> **Given task**
Take every line from the material that has the word "page" in it.

> **Supplied information**
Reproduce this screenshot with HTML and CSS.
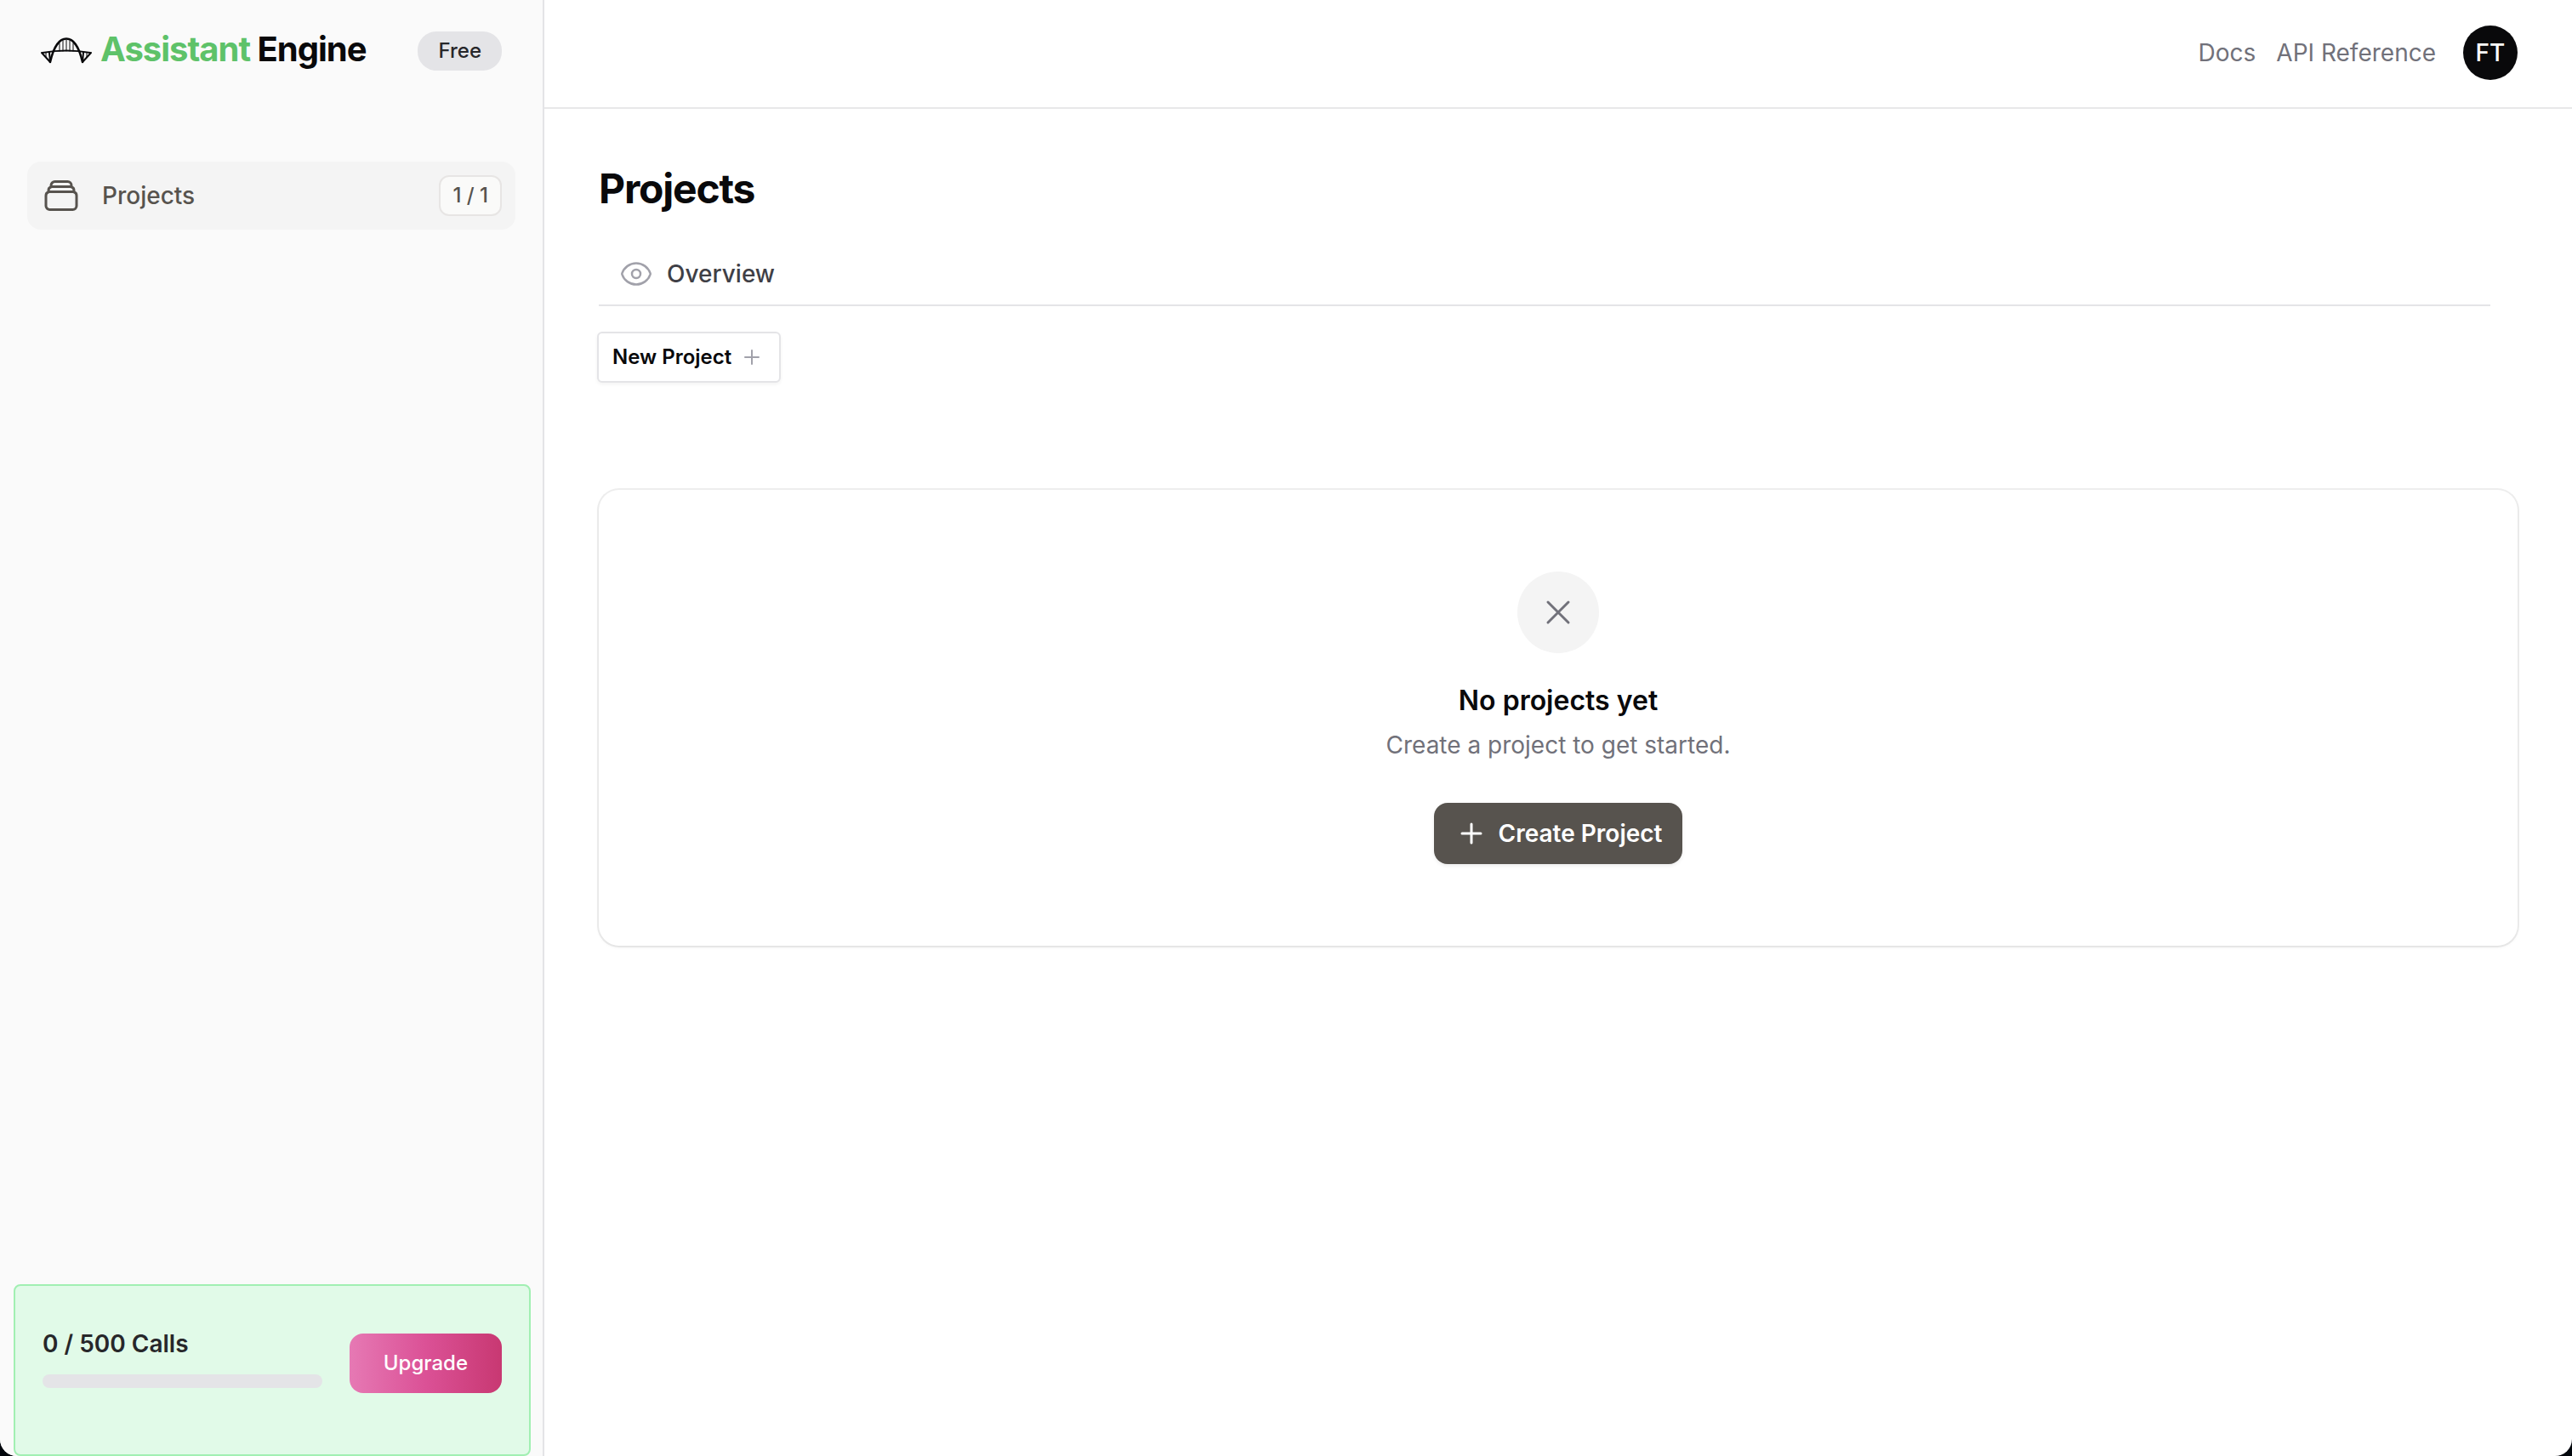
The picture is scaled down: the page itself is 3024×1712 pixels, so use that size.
FILE: index.html
```html
<!DOCTYPE html>
<html lang="en">
<head>
<meta charset="utf-8">
<meta name="viewport" content="width=device-width, initial-scale=1">
<title>Projects – Assistant Engine</title>
<link rel="stylesheet" href="styles.css">
</head>
<body>
<div class="app">
  <aside class="sidebar">
    <div class="brand-row">
      <a class="brand" href="#">
        <svg class="brand-icon" viewBox="0 0 60 32" fill="none" stroke="currentColor" stroke-linecap="round" stroke-linejoin="round" aria-hidden="true">
          <path stroke-width="2.5" d="M11 29C15 11 22 1.5 30 1.5S45 11 49 29"/>
          <path stroke-width="2" d="M2 18Q30 13 58 18"/>
          <path stroke-width="2" d="M1 18l10 11M59 18L49 29M11 29l-1-11M49 29l1-11"/>
          <path stroke-width="1" d="M22 7v9M26 4v12M30 3v13M34 4v12M38 7v9M6 18v5M54 18v5"/>
        </svg>
        <span class="brand-name"><span class="brand-accent">Assistant</span> Engine</span>
      </a>
      <span class="plan">Free</span>
    </div>
    <nav class="side-nav">
      <a class="side-link" href="#">
        <svg class="side-icon" viewBox="0 0 24 24" fill="none" stroke="currentColor" stroke-width="1.5" stroke-linecap="round" stroke-linejoin="round" aria-hidden="true">
          <path d="M6 6.878V6a2.25 2.25 0 0 1 2.25-2.25h7.5A2.25 2.25 0 0 1 18 6v.878m-12 0c.235-.083.487-.128.75-.128h10.5c.263 0 .515.045.75.128m-12 0A2.25 2.25 0 0 0 4.5 9v.878m13.5-3A2.25 2.25 0 0 1 19.5 9v.878m0 0a2.246 2.246 0 0 0-.75-.128H5.25c-.263 0-.515.045-.75.128m15 0A2.25 2.25 0 0 1 21 12v6a2.25 2.25 0 0 1-2.25 2.25H5.25A2.25 2.25 0 0 1 3 18v-6c0-.98.626-1.813 1.5-2.122"/>
        </svg>
        <span class="side-label">Projects</span>
        <span class="count">1 / 1</span>
      </a>
    </nav>
    <section class="usage">
      <div class="usage-meter">
        <label class="usage-label" for="calls">0 / 500 Calls</label>
        <progress class="usage-bar" id="calls" value="0" max="500"></progress>
      </div>
      <button class="upgrade" type="button">Upgrade</button>
    </section>
  </aside>
  <div class="page">
    <header class="topbar">
      <nav class="top-links">
        <a href="#">Docs</a>
        <a href="#">API Reference</a>
      </nav>
      <button class="avatar" type="button">FT</button>
    </header>
    <main class="content">
      <h1 class="title">Projects</h1>
      <nav class="tabs">
        <a class="tab" href="#">
          <svg class="tab-icon" viewBox="0 0 24 24" fill="none" stroke="currentColor" stroke-width="1.5" stroke-linecap="round" stroke-linejoin="round" aria-hidden="true">
            <path d="M2.036 12.322a1.012 1.012 0 0 1 0-.639C3.423 7.51 7.36 4.5 12 4.5c4.638 0 8.573 3.007 9.963 7.178.07.207.07.431 0 .639C20.577 16.49 16.64 19.5 12 19.5c-4.638 0-8.573-3.007-9.963-7.178Z"/>
            <path d="M15 12a3 3 0 1 1-6 0 3 3 0 0 1 6 0Z"/>
          </svg>
          Overview
        </a>
      </nav>
      <button class="new-project" type="button">
        New Project
        <svg class="new-icon" viewBox="0 0 24 24" fill="none" stroke="currentColor" stroke-width="2" stroke-linecap="round" aria-hidden="true"><path d="M12 4v16M4 12h16"/></svg>
      </button>
      <section class="empty">
        <span class="empty-badge">
          <svg class="empty-icon" viewBox="0 0 24 24" fill="none" stroke="currentColor" stroke-width="1.5" stroke-linecap="round" aria-hidden="true"><path d="M6 18L18 6M6 6l12 12"/></svg>
        </span>
        <h2 class="empty-title">No projects yet</h2>
        <p class="empty-text">Create a project to get started.</p>
        <button class="create" type="button">
          <svg class="create-icon" viewBox="0 0 40 40" fill="none" stroke="currentColor" stroke-width="3" stroke-linecap="round" aria-hidden="true"><path d="M20 9v22M9 20h22"/></svg>
          Create Project
        </button>
      </section>
    </main>
  </div>
</div>
</body>
</html>
```

FILE: styles.css
```css
* { box-sizing: border-box; }

html { background: #02060c; }

body {
  margin: 0;
  font-family: Inter, "Liberation Sans", sans-serif;
  font-size: 28px;
  line-height: 40px;
  color: #09090b;
}

a { color: inherit; text-decoration: none; }

button {
  border: 0;
  font: inherit;
  cursor: pointer;
}

svg { display: block; flex: none; }

.app {
  display: grid;
  grid-template-columns: 640px 1fr;
  min-height: 100vh;
  overflow: hidden;
  border-radius: 0 0 20px 20px;
  background: #fff;
}

/* Sidebar */
.sidebar {
  display: flex;
  flex-direction: column;
  border-right: 2px solid #e4e4e7;
  background: #fafafa;
}

.brand-row {
  display: flex;
  align-items: center;
  justify-content: space-between;
  height: 120px;
  padding: 0 48px;
}

.brand {
  display: flex;
  align-items: center;
  gap: 10px;
}

.brand-icon { width: 60px; height: 32px; }

.brand-name {
  padding-bottom: 4px;
  font-size: 40px;
  font-weight: 700;
  letter-spacing: -0.025em;
}

.brand-accent { color: #5ec269; }

.plan {
  padding: 6px 24px;
  border-radius: 22px;
  background: #e4e4e7;
  color: #27272a;
  font-size: 24px;
  font-weight: 500;
  line-height: 34px;
}

.side-nav { padding: 70px 32px 0; }

.side-link {
  display: flex;
  align-items: center;
  gap: 24px;
  height: 80px;
  padding: 0 16px;
  border-radius: 16px;
  background: #f4f4f4;
  color: #57534e;
  font-weight: 500;
}

.side-icon { width: 48px; height: 48px; }

.side-label { flex: 1; }

.count {
  padding: 6px 14px;
  border: 2px solid #e7e5e4;
  border-radius: 12px;
  background: #fafaf9;
  font-size: 24px;
  line-height: 32px;
}

.usage {
  display: flex;
  align-items: center;
  gap: 32px;
  margin: auto 14px 0 16px;
  padding: 48px 32px 64px;
  border: 2px solid #a1efb2;
  border-radius: 8px;
  background: #e1fae8;
}

.usage-meter {
  display: flex;
  flex: 1;
  flex-direction: column;
  gap: 16px;
  padding-bottom: 14px;
}

.usage-label { color: #27272a; font-weight: 600; }

.usage-bar {
  width: 100%;
  height: 16px;
  overflow: hidden;
  appearance: none;
  border: 0;
  border-radius: 8px;
  background: #e4e4e7;
}

.usage-bar::-webkit-progress-bar { background: #e4e4e7; }

.upgrade {
  height: 70px;
  padding: 0 40px;
  border-radius: 16px;
  background: linear-gradient(to right, #e679b4, #db5196, #c83872);
  color: #fff;
  font-size: 24px;
  font-weight: 500;
}

/* Header */
.topbar {
  display: flex;
  align-items: center;
  justify-content: flex-end;
  gap: 32px;
  height: 128px;
  padding: 0 64px 2px;
  border-bottom: 2px solid #e8e8e9;
}

.top-links {
  display: flex;
  gap: 24px;
  color: #71717a;
}

.avatar {
  width: 64px;
  height: 64px;
  padding: 0;
  border-radius: 50%;
  background: #09090b;
  color: #fff;
  font-weight: 500;
}

/* Content */
.content {
  display: flex;
  flex-direction: column;
  align-items: flex-start;
  padding: 64px;
}

.title {
  margin: 0;
  font-size: 48px;
  font-weight: 700;
  line-height: 60px;
  letter-spacing: -0.025em;
}

.tabs {
  align-self: stretch;
  margin: 32px 32px 30px 0;
  padding: 18px 24px 16px;
  border-bottom: 2px solid #e4e4e7;
}

.tab {
  display: flex;
  align-items: center;
  gap: 16px;
  color: #3f3f46;
  font-weight: 500;
}

.tab-icon { width: 40px; height: 40px; color: #a1a1aa; }

.new-project {
  display: flex;
  align-items: center;
  gap: 12px;
  height: 60px;
  margin-left: -2px;
  padding: 0 20px 0 16px;
  border: 2px solid #e4e4e7;
  border-radius: 6px;
  background: #fff;
  box-shadow: 0 2px 4px rgb(0 0 0 / 5%);
  color: #09090b;
  font-size: 24px;
  font-weight: 600;
}

.new-icon { width: 24px; height: 24px; color: #a1a1aa; }

.empty {
  display: flex;
  flex-direction: column;
  align-items: center;
  align-self: stretch;
  margin-top: 126px;
  padding: 96px;
  border-radius: 24px;
  box-shadow: 0 0 0 2px rgb(9 9 11 / 7%), 0 2px 4px rgb(0 0 0 / 5%);
}

.empty-badge {
  display: grid;
  place-items: center;
  width: 96px;
  height: 96px;
  border-radius: 50%;
  background: #f4f4f4;
  color: #71717a;
}

.empty-icon { width: 48px; height: 48px; }

.empty-title {
  margin: 32px 0 8px;
  font-size: 32px;
  font-weight: 600;
  line-height: 48px;
}

.empty-text {
  margin: 0 0 48px;
  color: #71717a;
}

.create {
  display: flex;
  align-items: center;
  gap: 12px;
  height: 72px;
  padding: 0 24px;
  border-radius: 16px;
  background: #57534e;
  box-shadow: 0 2px 4px rgb(0 0 0 / 8%);
  color: #fff;
  font-weight: 600;
}

.create-icon { width: 40px; height: 40px; }
```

> **Response to the task**
The picture is scaled down: the page itself is 3024×1712 pixels, so use that size.
  <div class="page">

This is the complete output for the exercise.